Andre Alice Norton (born Alice Mary Norton, February 17, 1912 – March 17, 2005) was an American writer of science fiction and fantasy who also wrote historical and contemporary fiction.

Biography

She wrote under the pen names Andre Norton, Andrew North, and Allen Weston. She was the first woman to be Gandalf’s Grand Master of Fantasy, to be SFWA Grand Master, and to be inducted by the Science Fiction and Fantasy Hall of Fame. Alice Mary Norton was born in Cleveland, Ohio in 1912. Her parents were Adalbert Freely Norton, who owned a rug company, and Bertha Stemm Norton. Alice began writing at Collinwood High School in Cleveland under the tutelage of Sylvia Cochrane. She was the editor of a literary page in the school’s paper, The Collinwood Spotlight, for which she wrote short stories. She wrote her first book, Ralestone Luck, which was eventually published as her second novel in 1938.

After graduating from high school in 1930, Norton planned to become a teacher and began studying at Flora Stone Mather College of Western Reserve University. However, in 1932, she had to leave because of the Depression. She began working for the Cleveland Library System, where she remained for 18 years, and later in Cleveland’s children’s section of the Nottingham Branch Library. In a 1996 interview, she recalled defending the acquisition of The Hobbit by J. R. R. Tolkien for the library. In 1934, she legally changed her name to Andre Alice Norton, a pen name she had adopted for her first book, published later that year, to increase her marketability since boys were the main audience for fantasy. During 1940–1941, she worked as a special librarian in the cataloging department of the Library of Congress.

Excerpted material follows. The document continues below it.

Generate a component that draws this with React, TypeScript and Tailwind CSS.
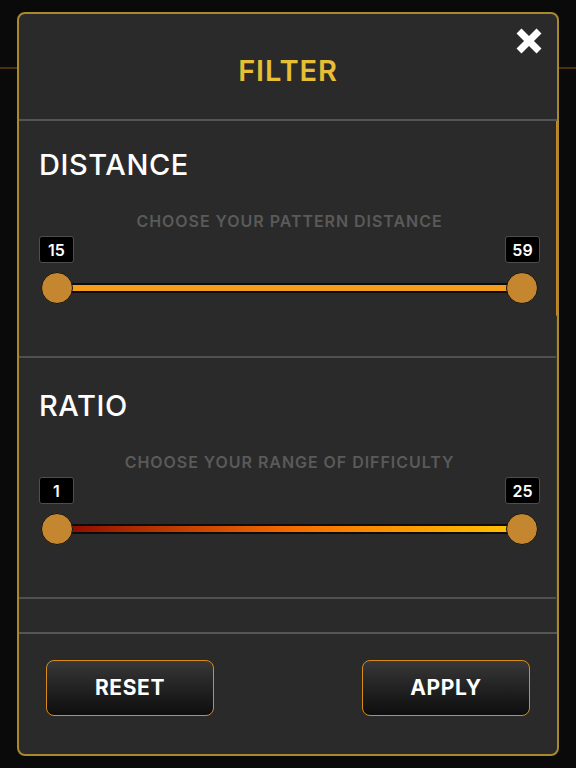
import type { ReactNode } from 'react';

// ---------------------------------------------------------------------------
// Slider row (static picture of a two-thumb range)
// ---------------------------------------------------------------------------
function RangeSlider({ min, max, fill }: { min: string; max: string; fill: string }) {
  return (
    <div>
      <div className="flex justify-between">
        <ValueBadge>{min}</ValueBadge>
        <ValueBadge>{max}</ValueBadge>
      </div>
      <div className="mt-[9px] flex items-center px-[2px]">
        <div className="relative z-10 h-8 w-8 shrink-0 rounded-full border-[1.5px] border-[#141414] bg-[#c4862e]" />
        <div className="-mx-4 flex h-[10px] flex-1 items-center rounded-[2px] bg-[#0c0c0c] px-[1px]">
          <div className={`h-[6px] w-full ${fill}`} />
        </div>
        <div className="relative z-10 h-8 w-8 shrink-0 rounded-full border-[1.5px] border-[#141414] bg-[#c4862e]" />
      </div>
    </div>
  );
}

function ValueBadge({ children }: { children: ReactNode }) {
  return (
    <div className="flex h-[27px] w-[35px] items-center justify-center rounded-[3px] border border-[#4e4e4e] bg-black text-[16px] font-semibold leading-none text-white">
      {children}
    </div>
  );
}

function FilterSection({
  title,
  hint,
  top,
  children,
}: {
  title: string;
  hint: string;
  top: string;
  children: ReactNode;
}) {
  return (
    <section className={`border-b-2 border-[#505050] pb-[52px] pl-5 pr-[17px] ${top}`}>
      <h2 className="text-[29px] font-medium leading-[34px] tracking-[0.02em] text-white">{title}</h2>
      <p className="mt-[29px] text-center text-[16px] font-semibold leading-5 tracking-[0.06em] text-[#5a5a5a]">
        {hint}
      </p>
      <div className="mt-[5px]">{children}</div>
    </section>
  );
}

// ---------------------------------------------------------------------------
// Page
// ---------------------------------------------------------------------------
export default function App() {
  return (
    <div className="relative h-[768px] w-full overflow-hidden bg-[#0a0a0a] font-['Inter','Liberation_Sans',sans-serif]">
      {/* page header behind the dialog */}
      <div className="h-[69px] border-b-2 border-[#4a3110]" />

      {/* dialog */}
      <div className="absolute left-[17px] top-3 flex h-[744px] w-[542px] flex-col overflow-hidden rounded-lg border-2 border-[#a8892c] bg-[#2a2a2a]">
        <header className="relative flex h-[107px] shrink-0 items-center justify-center border-b-2 border-[#555555] pt-[7px]">
          <h1 className="text-[29px] font-semibold leading-none tracking-[0.03em] text-[#e6bf35]">FILTER</h1>
          <button className="absolute right-[14px] top-[13px] h-7 w-7" aria-label="Close">
            <svg viewBox="0 0 28 28" className="h-7 w-7">
              <path d="M4 4 L24 24 M24 4 L4 24" stroke="#ffffff" strokeWidth="7" />
            </svg>
          </button>
        </header>

        {/* scrolling body */}
        <div className="relative h-[511px] shrink-0 overflow-hidden">
          <FilterSection title="DISTANCE" hint="CHOOSE YOUR PATTERN DISTANCE" top="pt-[27px]">
            <RangeSlider min="15" max="59" fill="bg-[#f59c1a]" />
          </FilterSection>
          <FilterSection title="RATIO" hint="CHOOSE YOUR RANGE OF DIFFICULTY" top="pt-[31px]">
            <RangeSlider
              min="1"
              max="25"
              fill="bg-gradient-to-r from-[#8a0000] via-[#f56a00] to-[#ffc400]"
            />
          </FilterSection>

          {/* scrollbar */}
          <div className="absolute right-0 top-0 h-full w-px bg-[#3a3522]" />
          <div className="absolute -right-[2px] top-0 h-[195px] w-[3px] rounded-b-sm bg-[#c8882a]" />
        </div>

        <footer className="flex flex-1 justify-between border-t-2 border-[#555555] px-[27px] pt-[26px]">
          <button className="h-14 w-[168px] rounded-lg border-[1.5px] border-[#d88a1a] bg-gradient-to-b from-[#383838] to-[#0e0e0e] text-[21px] font-bold tracking-[0.03em] text-white">
            RESET
          </button>
          <button className="h-14 w-[168px] rounded-lg border-[1.5px] border-[#d88a1a] bg-gradient-to-b from-[#383838] to-[#0e0e0e] text-[21px] font-bold tracking-[0.03em] text-white">
            APPLY
          </button>
        </footer>
      </div>
    </div>
  );
}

She was involved in a project related to alien citizenship, which was abruptly terminated upon the American entry into World War II. In 1941, she bought a bookstore called Mystery House in Mount Rainier, Maryland, the eastern neighbor of Washington, D.C. The business failed, and she returned to the Cleveland Public Library in 1950, when she retired due to ill health. She then began working as a reader for publisher-editor Martin Greenberg at Gnome Press, a small press in New York City that focused on science fiction. She remained until 1958, when, with 21 novels published, she became a full-time professional writer. As Norton’s health became uncertain, she moved to Winter Park, Florida, in November 1966, remaining until 1997. She moved to Murfreesboro, Tennessee, in 1997 and was under hospice care from February 21, 2005. She died at home on March 17, 2005, of congestive heart failure.